Actually no, I can’t do that. But a muzzleloader can! As I write this, it so happens to be right after the end of the most coveted of hunting seasons: the 2 week gun season for deer. At least here in Ontario, particularly in WMU 60 which is one the biggest and busiest zones. Seems like just yesterday everyone was in that exciting pre-season preparation mode. Then the deer season came and went. But what if you didn’t fill your tag?
Like other provinces (states if you are in the US), there is a blackpowder season. WMU 60 by example, starts on December 5th which is perfect as its post gun season. When most folks have gone home, in comes a much quieter and more peaceful hunt: muzzleloading. It’s catching on more and more but there is still an opportunity to get into it while it’s not as popular as the regular gun season. Muzzleloading is particularly of value if bow shooting just isn’t for you – which happens to be the only other way to extend the deer season.
The Traditional Muzzleloader Rifle
Rather than always look forward and chasing the latest and greatest in guns, which never ends by the way, what is often most fascinating is going the other way. Travelling backwards in time! Yes, there’s more skill required to shoot a traditional muzzleloader. There’s also more gear and the need for a possibles bag.

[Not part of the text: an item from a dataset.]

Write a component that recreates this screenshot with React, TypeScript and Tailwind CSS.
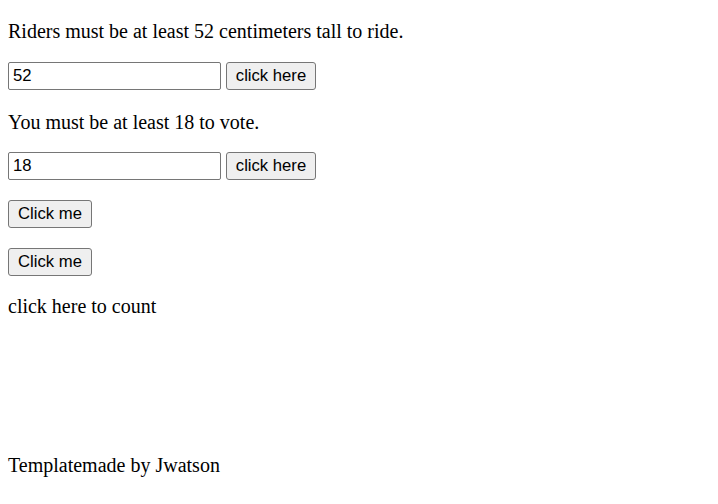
export default function App() {
  const serif = { fontFamily: '"Liberation Serif", "Times New Roman", serif' };
  const inputCls =
    "w-[213px] h-[28px] border border-[#767676] rounded-[2px] px-[4px] text-[16.67px] leading-[20px] text-black bg-white outline-none";
  const btnCls =
    "h-[28px] border border-[#767676] rounded-[3px] bg-[#efefef] text-[16.67px] leading-[20px] text-black flex items-center justify-center";
  const arial = { fontFamily: '"Liberation Sans", Arial, sans-serif' };
  return (
    <div className="min-h-[504px] bg-white text-black px-[8px] pt-[20px]" style={serif}>
      <p className="text-[20px] leading-[23px]">Riders must be at least 52 centimeters tall to ride.</p>
      <div className="mt-[19px] flex items-center gap-[5px]">
        <input className={inputCls} style={arial} defaultValue="52" />
        <button className={btnCls + " w-[90px]"} style={arial}>click here</button>
      </div>
      <p className="mt-[21px] text-[20px] leading-[23px]">You must be at least 18 to vote.</p>
      <div className="mt-[18px] flex items-center gap-[5px]">
        <input className={inputCls} style={arial} defaultValue="18" />
        <button className={btnCls + " w-[90px]"} style={arial}>click here</button>
      </div>
      <div className="mt-[20px]">
        <button className={btnCls + " w-[84px]"} style={arial}>Click me</button>
      </div>
      <div className="mt-[20px]">
        <button className={btnCls + " w-[84px]"} style={arial}>Click me</button>
      </div>
      <p className="mt-[19px] text-[20px] leading-[23px]">click here to count</p>
      <p className="mt-[136px] text-[20px] leading-[23px]">Templatemade by Jwatson</p>
    </div>
  );
}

And yes, at about 2 shots a minute, one also really begins to appreciate each and every shot a bit better. Making the shooter a better one over time. On top of all of this, there’s a sheer beauty in that old world, hand made craftsmanship of a 150+ year old gun. The modern reproductions aren’t too shabby either!
Flintlock vs Caplock
One of the biggest decisions when looking for a traditional muzzleloader is its ignition system. We’ll leave the matchlock and wheel lock to the museum as it has no real use here. Flintlocks are very viable guns and reproductions are made to this day. In fact a flintlock original (or even new reproduction) gun in Canada requires no permit. You also don’t need a PAL for a caplock, but only if it’s an antique gun meaning it must be of pre 1898 manufacture.
The flintlock was developed in the early 16th century. That’s not old school nor vintage, we are talking 500 years old here! On a trigger pull, the “hammer” which now holds the flint strikes a metal frizzen. This basically opens the frizzen while simultaneously dropping hot sparks into the pan below. The powder in the pan burns, sending fire through the touch hole which ignites the main charge in the bore. The gun goes boom and target shooter is happy, or the hunter has a harvest. It works to this day and is a viable option.
Note: The powder for the main charge is different than the powder in the priming pan. We’ll cover powders below but it’s time to address this here when comparing to a caplock.
All my muzzleloaders are caplock and it’s hands down my recommendation for anyone new to traditional muzzleloader shooting. It’s not that I don’t care for flintlocks, I would LOVE one but haven’t come across one I like. It’s also one of those guns that’s nice to have, but should probably come second after acquiring a caplock.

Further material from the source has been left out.